Only the lines from the top of the records below through the line containing "import React from" should be printed, exactly and without pictures.
::::::::::
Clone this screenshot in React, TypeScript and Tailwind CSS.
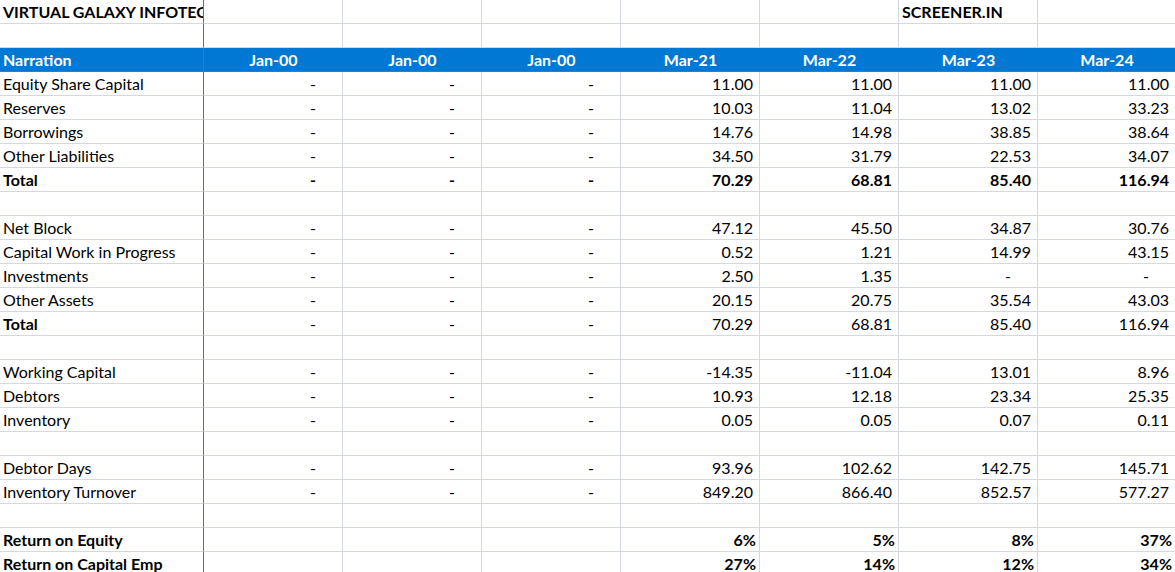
import React from "react";

type Row = { label: string; vals: (string | null)[]; boldAll?: boolean; boldLabel?: boolean; pct?: boolean };
const D = "-";
const J = [D, D, D];
const rows: (Row | null)[] = [
  { label: "Equity Share Capital", vals: [...J, "11.00", "11.00", "11.00", "11.00"] },
  { label: "Reserves", vals: [...J, "10.03", "11.04", "13.02", "33.23"] },
  { label: "Borrowings", vals: [...J, "14.76", "14.98", "38.85", "38.64"] },
  { label: "Other Liabilities", vals: [...J, "34.50", "31.79", "22.53", "34.07"] },
  { label: "Total", vals: [...J, "70.29", "68.81", "85.40", "116.94"], boldAll: true },
  null,
  { label: "Net Block", vals: [...J, "47.12", "45.50", "34.87", "30.76"] },
  { label: "Capital Work in Progress", vals: [...J, "0.52", "1.21", "14.99", "43.15"] },
  { label: "Investments", vals: [...J, "2.50", "1.35", D, D] },
  { label: "Other Assets", vals: [...J, "20.15", "20.75", "35.54", "43.03"] },
  { label: "Total", vals: [...J, "70.29", "68.81", "85.40", "116.94"], boldLabel: true },
  null,
  { label: "Working Capital", vals: [...J, "-14.35", "-11.04", "13.01", "8.96"] },
  { label: "Debtors", vals: [...J, "10.93", "12.18", "23.34", "25.35"] },
  { label: "Inventory", vals: [...J, "0.05", "0.05", "0.07", "0.11"] },
  null,
  { label: "Debtor Days", vals: [...J, "93.96", "102.62", "142.75", "145.71"] },
  { label: "Inventory Turnover", vals: [...J, "849.20", "866.40", "852.57", "577.27"] },
  null,
  { label: "Return on Equity", vals: [null, null, null, "6%", "5%", "8%", "37%"], boldAll: true, pct: true },
  { label: "Return on Capital Emp", vals: [null, null, null, "27%", "14%", "12%", "34%"], boldAll: true, pct: true },
];
const heads = ["Jan-00", "Jan-00", "Jan-00", "Mar-21", "Mar-22", "Mar-23", "Mar-24"];

const cell = "h-[24px] border-b border-r border-[#d4d8e4] flex items-center overflow-hidden whitespace-nowrap";
const first = "h-[24px] border-b border-r border-r-[#6e6e6e] border-b-[#d4d8e4] flex items-center pl-[3px] overflow-hidden whitespace-nowrap";

export default function App() {
  return (
    <div className="w-[1175px] h-[572px] overflow-hidden bg-white text-[16px] text-black" style={{ fontFamily: "Lato, 'Liberation Sans', sans-serif" }}>
      <div className="grid grid-cols-[204px_139px_139px_139px_139px_139px_139px_138px]">
        <div className={first + " h-[22px] font-bold"}>VIRTUAL GALAXY INFOTECH</div>
        {[0, 1, 2, 3, 4, 5, 6].map((i) => (
          <div key={i} className={cell + " h-[22px] pl-[3px] font-bold"}>{i === 5 ? "SCREENER.IN" : ""}</div>
        ))}
        <div className={first}></div>
        {[0, 1, 2, 3, 4, 5, 6].map((i) => <div key={i} className={cell}></div>)}
        <div className="h-[24px] bg-[#0078d4] text-white font-bold flex items-center pl-[3px] border-b border-b-[#6e6e6e] border-r border-r-[#6e6e6e]">Narration</div>
        {heads.map((h, i) => (
          <div key={i} className="h-[24px] bg-[#0078d4] text-white font-bold flex items-center justify-center border-b border-b-[#6e6e6e]">{h}</div>
        ))}
        {rows.map((r, ri) =>
          r === null ? (
            <React.Fragment key={ri}>
              <div className={first}></div>
              {[0, 1, 2, 3, 4, 5, 6].map((i) => <div key={i} className={cell}></div>)}
            </React.Fragment>
          ) : (
            <React.Fragment key={ri}>
              <div className={first + (r.boldAll || r.boldLabel ? " font-bold" : "")}>{r.label}</div>
              {r.vals.map((v, i) => (
                <div key={i} className={cell + " justify-end " + (v === D ? "pr-[26px]" : r.pct ? "pr-[3px]" : "pr-[6px]") + (r.boldAll ? " font-bold" : "")}>
                  {v ?? ""}
                </div>
              ))}
            </React.Fragment>
          )
        )}
      </div>
    </div>
  );
}
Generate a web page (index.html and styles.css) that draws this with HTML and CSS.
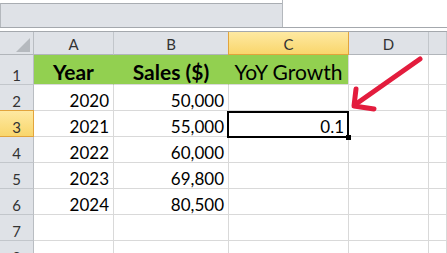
::::::::::
SOLUTION TO THIS TASK
Clone this screenshot in React, TypeScript and Tailwind CSS.
import React from "react";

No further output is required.